With the exception of Château Haut-Brion from Graves, the 1855 Classification did not include producers in the regions of Graves, Saint-Émilion and Pomerol. For details on their own classification schemes, see their sections below.
Burgundy maintains its own classification scheme based on specific appellations. Although the terminology used is similar, the classification hierarchy is different and also attaches to the vineyards themselves. The most-highly rated vineyards are graded as Grand Cru, while those at the next level are classified as Premier Cru.
The communes of Bommes, Fargues and Preignac were once separate communes but now fall into the single commune of Sauternes.
After the Second World War the omission of wines of Graves from the official classification was having a negative effect on the price and desirability of wines from the region. To improve marketing the region announced in 1953 its own classification of red wines and one white wine, with more white wines added in 1959. Sixteen wines were given special classification.
Missing from the 1855 list, the Bordeaux region of Saint-Émilion offered its own classification in 1955 to improve market demand and prices.

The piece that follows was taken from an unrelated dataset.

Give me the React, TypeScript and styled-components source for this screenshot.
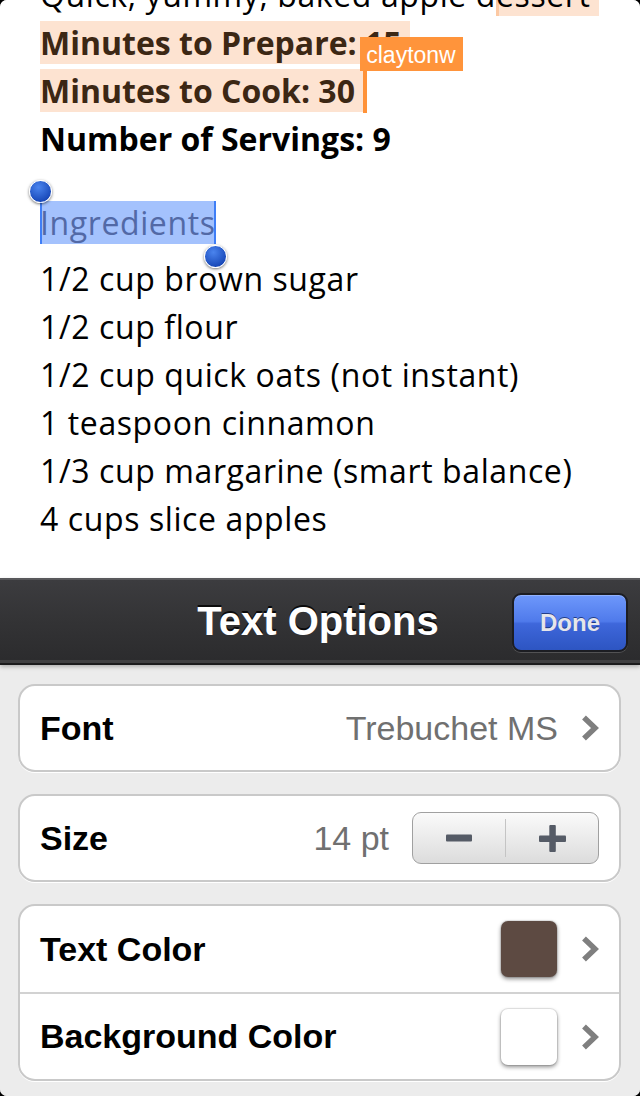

The Classification of Saint-Émilion wine differs from the 1855 list in that it is updated approximately every ten years based on new assessments of quality. For each new release of the classification, wines may be promoted or demoted within the list. A wine may even be removed entirely, while other unclassified wines may be added. In 2006, for example, eleven wines were removed from the list, six new wines added, and two existing wines promoted to a higher division.
The Saint-Émilion Classification currently labels 15 wines as First Growths. These Premiers Grands Crus Classés, subdivided into two further classes : A (2 wines) and B (13 wines). A further 64 wines are currently classified as Grands Crus Classés.